■ Stated goal ■
Leaving the pictures aside, transcribe every line below exactly.
|---|
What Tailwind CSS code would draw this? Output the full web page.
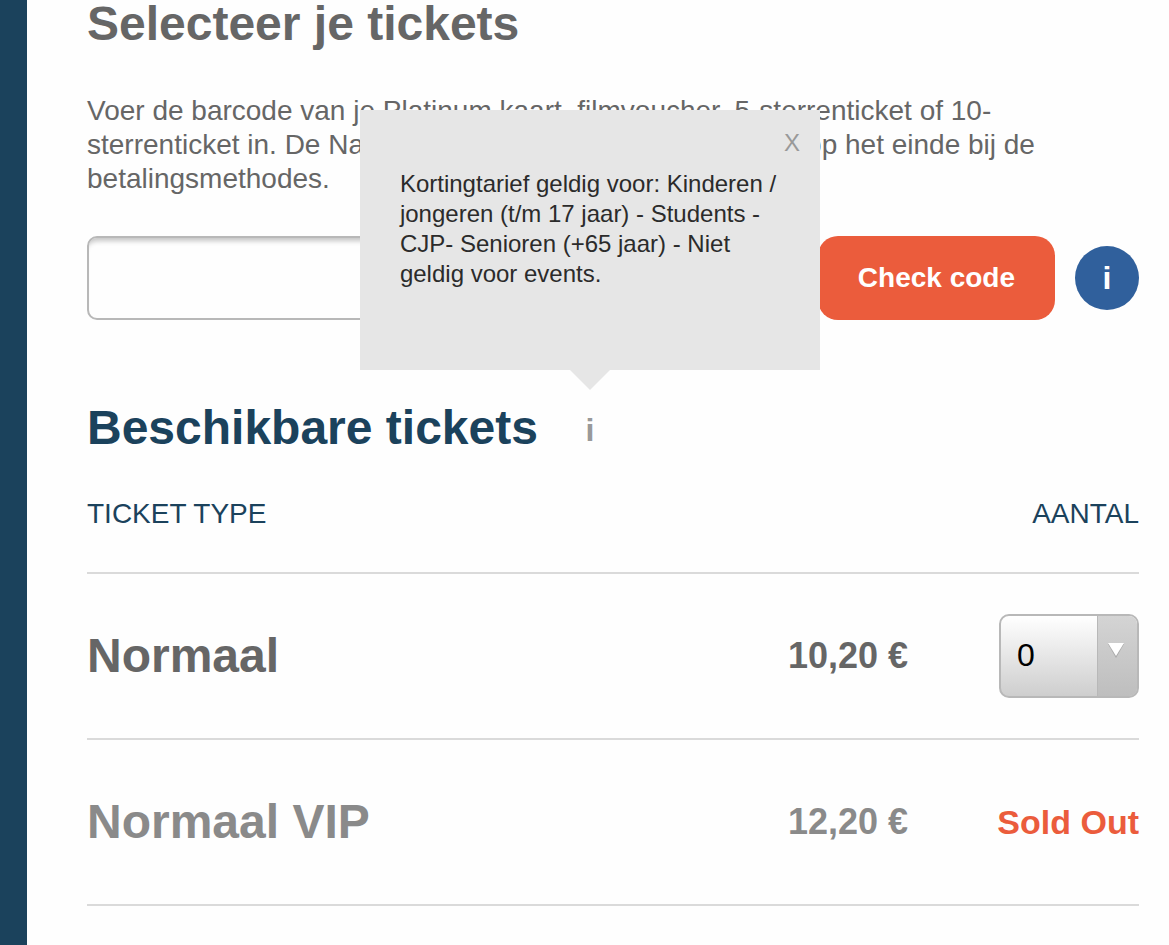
<!DOCTYPE html>
<html lang="nl">
  <head>
    <meta charset="UTF-8" />
    <meta name="viewport" content="width=device-width, initial-scale=1.0" />
    <title>Selecteer je tickets</title>
    <script src="https://cdn.jsdelivr.net/npm/@tailwindcss/browser@4"></script>
  </head>

  <body class="bg-[#fefefe] font-['Liberation_Sans',Arial,sans-serif] text-[#666] antialiased">
    <main class="min-h-screen border-l-[27px] border-[#1b425c] pl-[60px] pr-[30px]">
      <h1 class="text-5xl leading-[48px] font-bold">Selecteer je tickets</h1>

      <p class="mt-[46px] text-[28px] leading-[34px]">
        Voer de barcode van je Platinum kaart, filmvoucher, 5-sterrenticket of 10-sterrenticket in.
        De Nationale Bioscoopbon gebruik je pas op het einde bij de betalingsmethodes.
      </p>

      <!-- Barcode -->
      <form class="mt-10 flex items-center gap-5">
        <input
          type="text"
          aria-label="Barcode"
          class="h-[84px] min-w-0 flex-1 rounded-[10px] border-2 border-[#b8b8b8] bg-[#fefefe] px-4 text-[28px] shadow-[inset_0_7px_5px_-4px_#c4c4c4]"
        />
        <button type="button" class="h-[84px] rounded-[20px] bg-[#eb5c3c] px-10 text-[28px] font-bold text-white">Check code</button>
        <button type="button" aria-label="Info barcode" class="size-16 rounded-full bg-[#30609c] text-[32px] font-bold text-white">i</button>
      </form>

      <!-- Titel met tooltip -->
      <div class="mt-[84px] flex items-end gap-5">
        <h2 class="text-5xl leading-[48px] font-bold text-[#1b425c]">Beschikbare tickets</h2>
        <div class="relative">
          <button type="button" aria-describedby="tarief" class="block w-16 text-[32px] leading-11 font-bold text-[#999]">i</button>

          <div id="tarief" role="tooltip" class="absolute bottom-full left-1/2 mb-[38px] h-[260px] w-[460px] -translate-x-1/2 bg-[#e6e6e6] px-5 pt-[18px] text-2xl leading-[30px] text-[#2b2b2b]">
            <button type="button" aria-label="Sluiten" class="ml-auto block text-[#999]">X</button>
            <p class="mt-[11px] px-5">
              Kortingtarief geldig voor: Kinderen / jongeren (t/m 17 jaar) - Students - CJP- Senioren (+65 jaar) - Niet geldig voor events.
            </p>
            <svg class="absolute top-full left-1/2 h-5 w-10 -translate-x-1/2" viewBox="0 0 40 20" fill="#e6e6e6">
              <path d="M0 0h40L20 20z" />
            </svg>
          </div>
        </div>
      </div>

      <!-- Tickets -->
      <table class="mt-[3px] w-full">
        <thead class="text-[28px] text-[#1b425c]">
          <tr class="h-[118px] border-b-2 border-[#dadada]">
            <th scope="col" colspan="2" class="text-left font-normal">TICKET TYPE</th>
            <th scope="col" class="w-[231px] text-right font-normal">AANTAL</th>
          </tr>
        </thead>
        <tbody class="font-bold">
          <tr class="h-[166px] border-b-2 border-[#dadada]">
            <td class="text-5xl">Normaal</td>
            <td class="text-right text-4xl">10,20 €</td>
            <td>
              <div class="relative ml-auto h-[84px] w-[140px]">
                <select aria-label="Aantal Normaal" class="size-full appearance-none rounded-[10px] border-2 border-[#b8b8b8] bg-linear-to-b from-white to-[#cecece] pl-4 pb-0.5 text-[32px] font-normal text-black">
                  <option>0</option>
                  <option>1</option>
                  <option>2</option>
                  <option>3</option>
                  <option>4</option>
                </select>
                <span class="pointer-events-none absolute inset-y-0.5 right-0.5 w-10 rounded-r-lg border-l border-[#b8b8b8] bg-linear-to-b from-[#d4d4d4] to-[#bebebe]">
                  <svg class="ml-[9px] mt-[26px] h-4 w-[18px]" viewBox="0 0 18 16">
                    <path d="M1 2h16L9 16z" fill="#a8a8a8" />
                    <path d="M1 1h16L9 14z" fill="#fff" />
                  </svg>
                </span>
              </div>
            </td>
          </tr>
          <tr class="h-[166px] border-b-2 border-[#dadada] text-[#8a8a8a]">
            <td class="text-5xl">Normaal VIP</td>
            <td class="text-right text-4xl">12,20 €</td>
            <td class="text-right text-[34px] text-[#eb5c3c]">Sold Out</td>
          </tr>
        </tbody>
      </table>
    </main>
  </body>
</html>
|---|
■ Expected answer ■
What Tailwind CSS code would draw this? Output the full web page.
<!DOCTYPE html>
<html lang="nl">
  <head>
    <meta charset="UTF-8" />
    <meta name="viewport" content="width=device-width, initial-scale=1.0" />
    <title>Selecteer je tickets</title>
    <script src="https://cdn.jsdelivr.net/npm/@tailwindcss/browser@4"></script>
  </head>

  <body class="bg-[#fefefe] font-['Liberation_Sans',Arial,sans-serif] text-[#666] antialiased">
    <main class="min-h-screen border-l-[27px] border-[#1b425c] pl-[60px] pr-[30px]">
      <h1 class="text-5xl leading-[48px] font-bold">Selecteer je tickets</h1>

      <p class="mt-[46px] text-[28px] leading-[34px]">
        Voer de barcode van je Platinum kaart, filmvoucher, 5-sterrenticket of 10-sterrenticket in.
        De Nationale Bioscoopbon gebruik je pas op het einde bij de betalingsmethodes.
      </p>

      <!-- Barcode -->
      <form class="mt-10 flex items-center gap-5">
        <input
          type="text"
          aria-label="Barcode"
          class="h-[84px] min-w-0 flex-1 rounded-[10px] border-2 border-[#b8b8b8] bg-[#fefefe] px-4 text-[28px] shadow-[inset_0_7px_5px_-4px_#c4c4c4]"
        />
        <button type="button" class="h-[84px] rounded-[20px] bg-[#eb5c3c] px-10 text-[28px] font-bold text-white">Check code</button>
        <button type="button" aria-label="Info barcode" class="size-16 rounded-full bg-[#30609c] text-[32px] font-bold text-white">i</button>
      </form>

      <!-- Titel met tooltip -->
      <div class="mt-[84px] flex items-end gap-5">
        <h2 class="text-5xl leading-[48px] font-bold text-[#1b425c]">Beschikbare tickets</h2>
        <div class="relative">
          <button type="button" aria-describedby="tarief" class="block w-16 text-[32px] leading-11 font-bold text-[#999]">i</button>

          <div id="tarief" role="tooltip" class="absolute bottom-full left-1/2 mb-[38px] h-[260px] w-[460px] -translate-x-1/2 bg-[#e6e6e6] px-5 pt-[18px] text-2xl leading-[30px] text-[#2b2b2b]">
            <button type="button" aria-label="Sluiten" class="ml-auto block text-[#999]">X</button>
            <p class="mt-[11px] px-5">
              Kortingtarief geldig voor: Kinderen / jongeren (t/m 17 jaar) - Students - CJP- Senioren (+65 jaar) - Niet geldig voor events.
            </p>
            <svg class="absolute top-full left-1/2 h-5 w-10 -translate-x-1/2" viewBox="0 0 40 20" fill="#e6e6e6">
              <path d="M0 0h40L20 20z" />
            </svg>
          </div>
        </div>
      </div>

      <!-- Tickets -->
      <table class="mt-[3px] w-full">
        <thead class="text-[28px] text-[#1b425c]">
          <tr class="h-[118px] border-b-2 border-[#dadada]">
            <th scope="col" colspan="2" class="text-left font-normal">TICKET TYPE</th>
            <th scope="col" class="w-[231px] text-right font-normal">AANTAL</th>
          </tr>
        </thead>
        <tbody class="font-bold">
          <tr class="h-[166px] border-b-2 border-[#dadada]">
            <td class="text-5xl">Normaal</td>
            <td class="text-right text-4xl">10,20 €</td>
            <td>
              <div class="relative ml-auto h-[84px] w-[140px]">
                <select aria-label="Aantal Normaal" class="size-full appearance-none rounded-[10px] border-2 border-[#b8b8b8] bg-linear-to-b from-white to-[#cecece] pl-4 pb-0.5 text-[32px] font-normal text-black">
                  <option>0</option>
                  <option>1</option>
                  <option>2</option>
                  <option>3</option>
                  <option>4</option>
                </select>
                <span class="pointer-events-none absolute inset-y-0.5 right-0.5 w-10 rounded-r-lg border-l border-[#b8b8b8] bg-linear-to-b from-[#d4d4d4] to-[#bebebe]">
                  <svg class="ml-[9px] mt-[26px] h-4 w-[18px]" viewBox="0 0 18 16">
                    <path d="M1 2h16L9 16z" fill="#a8a8a8" />
                    <path d="M1 1h16L9 14z" fill="#fff" />
                  </svg>
                </span>
              </div>
            </td>
          </tr>
          <tr class="h-[166px] border-b-2 border-[#dadada] text-[#8a8a8a]">
            <td class="text-5xl">Normaal VIP</td>
            <td class="text-right text-4xl">12,20 €</td>
            <td class="text-right text-[34px] text-[#eb5c3c]">Sold Out</td>
          </tr>
        </tbody>
      </table>
    </main>
  </body>
</html>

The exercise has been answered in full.